On its face, the album may read like a mere continuation of the brass-laden rock ’n‘ roll of Beyondless, which is true to a certain extent, but repeated listens reveal more textures and ambition of scale than its predecessor. It seems like they wanted to turn heads with this LP, given that nearly every intro in the album’s first half sounds like anyone but Iceage, from electronic throbs to dainty hues. Though short on outright punk moments, the record also taps into the stately leisure of Plowing Into the Field of Love with “Gold City” and “Love Kills Slowly.” Seek Shelter is ultimately less effective in its catchiness and sheer force, considering its occasionally clunky sequences, but Iceage attempting to write songs of unprecedented magnitude this far into their career is admirable.

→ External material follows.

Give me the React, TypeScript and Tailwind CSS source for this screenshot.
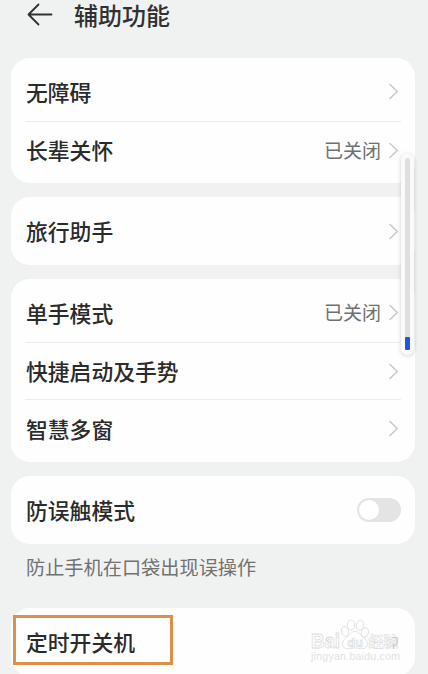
import { useState } from 'react';
import clsx from 'clsx';

type Item = { label: string; value?: string; toggle?: boolean; plain?: boolean; marked?: boolean };
type Group = { id: string; items: Item[]; hint?: string };

const GROUPS: Group[] = [
  { id: 'access', items: [{ label: '无障碍' }, { label: '长辈关怀', value: '已关闭' }] },
  { id: 'travel', items: [{ label: '旅行助手' }] },
  {
    id: 'gestures',
    items: [{ label: '单手模式', value: '已关闭' }, { label: '快捷启动及手势' }, { label: '智慧多窗' }],
  },
  { id: 'pocket', items: [{ label: '防误触模式', toggle: true }], hint: '防止手机在口袋出现误操作' },
  { id: 'power', items: [{ label: '定时开关机', plain: true, marked: true }] },
];

function BackArrow() {
  return (
    <svg className="mt-[3px]" width="26" height="24" viewBox="0 0 26 24" fill="none" stroke="#303131" strokeWidth="1.8"
      strokeLinecap="round" strokeLinejoin="round">
      <path d="M24.5 11.5H1.5M11.5 1.5L1.5 11.5L11.5 21.5" />
    </svg>
  );
}

function Chevron() {
  return (
    <svg className="shrink-0" width="10" height="17" viewBox="0 0 10 17" fill="none" stroke="#cbcbcb"
      strokeWidth="1.6" strokeLinecap="round" strokeLinejoin="round">
      <path d="M1 1.5L8.3 8.5L1 15.5" />
    </svg>
  );
}

function Toggle() {
  const [on, setOn] = useState(false);
  return (
    <button
      role="switch"
      aria-checked={on}
      onClick={() => setOn(!on)}
      className={clsx('-mr-0.5 flex h-6 w-11 items-center rounded-full p-0.5', on ? 'justify-end bg-[#1f55e0]' : 'bg-[#e4e4e4]')}>
      <span className="size-5 rounded-full bg-white" />
    </button>
  );
}

function Row({ item, divided }: { item: Item; divided: boolean }) {
  return (
    <div className={clsx('relative flex h-[57.7px] items-center justify-between pr-0.5 pl-px',
      divided && 'border-t border-[#ececec]')}>
      <span className="text-[21.8px] leading-none font-medium text-[#2a2b2b]">{item.label}</span>
      {item.toggle && <Toggle />}
      {!item.toggle && !item.plain && (
        <span className="flex items-center gap-2">
          {item.value && <span className="pb-0.5 text-[19px] leading-none text-[#707070]">{item.value}</span>}
          <Chevron />
        </span>
      )}
      {/* Highlight frame */}
      {item.marked && <span className="absolute top-[2px] -left-3 h-[50px] w-40 border-3 border-[#dd9148]" />}
    </div>
  );
}

function Watermark() {
  return (
    <svg className="absolute top-[616px] left-[308px]" width="96" height="50" viewBox="0 0 96 50"
      fontFamily="'Liberation Sans', 'Noto Sans CJK SC', sans-serif">
      <g fill="#fefefe" stroke="#dcdcdc" strokeWidth="0.8">
        <text x="3" y="32" fontSize="21" fontWeight="bold" textLength="29" lengthAdjust="spacingAndGlyphs">Bai</text>
        <path d="M47 15.500c-4.500 0-5.500 4-8.500 6c-5.500 4-5.500 10.500 .5 11.200c3 .3 5-.7 8-.7s5 1 8 .7c6-.7 6-7.200 .5-11.200c-3-2-4.500-6-8.500-6Z" />
        <ellipse cx="37" cy="15.500" rx="3.500" ry="5" transform="rotate(-15 37 15.5)" />
        <ellipse cx="43" cy="9" rx="3.700" ry="5" />
        <ellipse cx="52" cy="9.300" rx="3.700" ry="5" transform="rotate(8 52 9.3)" />
        <ellipse cx="57" cy="16.500" rx="3.500" ry="4.800" transform="rotate(18 57 16.5)" />
        <text x="60.500" y="31" fontSize="15" fontWeight="bold" strokeWidth="0.6">经验</text>
      </g>
      <text x="39.500" y="30.500" fontSize="12.500" fontWeight="bold" fill="#fefefe" stroke="#d9d9d9" strokeWidth="0.7">du</text>
      <path d="M84.5 21.5h4.500v7l-3.500 1M85.500 28v5" fill="none" stroke="#b8b8b8" strokeWidth="0.7" />
      <text x="3" y="44" fontSize="10.500" fill="#e2e2e2" textLength="89">jingyan.baidu.com</text>
    </svg>
  );
}

export default function App() {
  return (
    <div className="relative h-[674px] w-[428px] overflow-hidden bg-[#f0f2f2] font-['Noto_Sans_CJK_SC',sans-serif]">
      {/* Header */}
      <header className="flex h-[58px] items-start gap-[21px] pl-[27px]">
        <BackArrow />
        <h1 className="text-[24px] leading-[30px] font-medium text-[#303131]">辅助功能</h1>
      </header>

      <main className="pr-[13px] pl-[11px]">
        {GROUPS.map((group) => (
          <section key={group.id} className={group.hint ? 'mb-[27px]' : 'mb-3.5'}>
            <div className="rounded-[19px] bg-[#fefefe] px-3.5 py-[5px]">
              {group.items.map((item, i) => (
                <Row key={item.label} item={item} divided={i > 0} />
              ))}
            </div>
            {group.hint && (
              <p className="pt-[11px] pb-px pl-[15px] text-[19.2px] leading-[25px] text-[#707171]">{group.hint}</p>
            )}
          </section>
        ))}
      </main>

      {/* Floating scroll indicator */}
      <div className="absolute top-[153px] left-[401px] flex h-[202px] w-[13px] flex-col items-center rounded-full bg-[#fafafa] pt-[5px] shadow-[0_1px_4px_rgba(0,0,0,0.18)]">
        <div className="w-[5px] flex-1 rounded-t-full bg-[#dedfdf]" />
        <div className="mb-[5px] h-[13px] w-[5px] rounded-[1px] bg-[#1f55e0]" />
      </div>

      <Watermark />
    </div>
  );
}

The album’s greatest triumph is its finale, “The Holding Hand,” which plays to their tension-building strengths. Perhaps unknowingly, its creepy metronome-like intro channels the spirit of New Brigade’s opening salvo. Against foreboding chimes, Ronnenfelt’s voice echoes dramatically, simulating a godlike effect as the narrator describes their utter powerlessness before a wretched backdrop. The unhurried, roomy song is marked by forceful guitar pounds and Ronnenfelt’s gracefully drawn-out vocals, giving the impression of a near-implosion. Once the appeals for solace directed at that deity deemed “limp-wristed” ring out, strings swell and adrenaline rushes, and the track ends in allegorical fashion: The subject desperately reaches out for a life-saving hand, and the curtain closes before we learn their fate. It’s almost foolishly over the top. It’s painfully poignant. It’s delightfully disheveled. It’s irresistible in its mystical doom. And we’d expect nothing less from Iceage.